We went out there for Kristi to get in some practice with her new Canon rig. Since she dumped her old Nikon D70 for a Canon EOS 500D (I know, I know … I tried to convince her to simply get a better Nikon, but there was no stopping her …), her photography has had a whole new lease of life. I’m just really pleased to see her getting out and about and getting her creativeness back after last summer’s car crash. Today, she wanted to practice a mix of coastal photography and sunset photography, and Font-y-gary offered both a-plenty.
Whilst she did that, I had some fun of my own. It gave me a great opportunity to get some practice in with both my Nikon 70-300mm VR lens (I’m really loving its colour handling) and the Nikkor 50mm f/1.4D. To be honest, the light was crap; it was overcast, with little colour in it and little contrast. I’m pleased I managed to get anything at all from it.
My favourite shot of the evening was this gentleman fishing down by the shore. I’ve no idea whether he went home empty handed or not.
Right on the edge of the horizon, we could just make out this odd shape. We figured it must be a ship from the way it kept changing shape, but it certainly had us puzzled.
The main reason we went down to the coast this evening was for Kristi to get some practice in at shooting coastal scenery. She’s recently switched from her aging Nikon D70 to a Canon EOS 500D, and has been greatly enjoying the upgrade.
Me … despite the impressive features that the 500D offers (such as a truly-useful LiveView and in-camera colour curve editing), you’ll have to prise my Nikon out of my cold dead hands!
Whilst Kristi practiced shooting waves with her tripod-mounted Canon, I thought I’d get some practice in of my own, playing with the amazing depth of field offered by my new Nikkor 50mm f/1.4D lens. The best of these shots was this stone, all alone on the sand.
With the light fading, the tide coming in, and a dodgy knee that wasn’t looking forward to the climb up off of the beach, there was time for one last photo of the sun setting out over the Bristol Channel before we left.
Whilst we were down on the shoreline, Kristi showed me how she could adjust the colours that her Canon EOS 500D saw through what she said was the white balance controls, although it looked more like a colour curve system to my eyes. Either way, it looked like she could drag some colour out of the sky in-camera – something my Nikon D200 simply can’t do. (I admit it; there are some things a Canon is better at. Glass isn’t one of them though 🙂 ).

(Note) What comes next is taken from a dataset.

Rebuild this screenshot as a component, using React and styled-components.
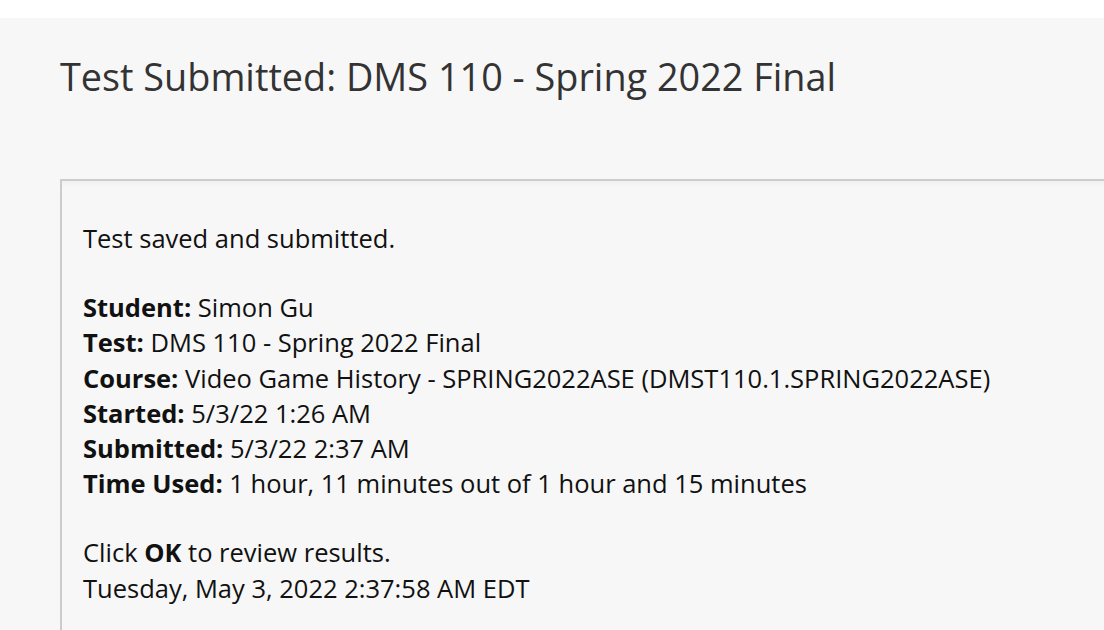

Back at base, I remembered that Aperture 3 now includes a curves tool, and this seemed to be the perfect opportunity to play with it and see whether or not I could bring a little more colour out of my own photos from the shoot. Post-processing isn’t as good as in-camera, and the curve tool isn’t quite as intuitive as the 500D’s in-camera control, but hopefully you’ve enjoyed these images. More practice required though!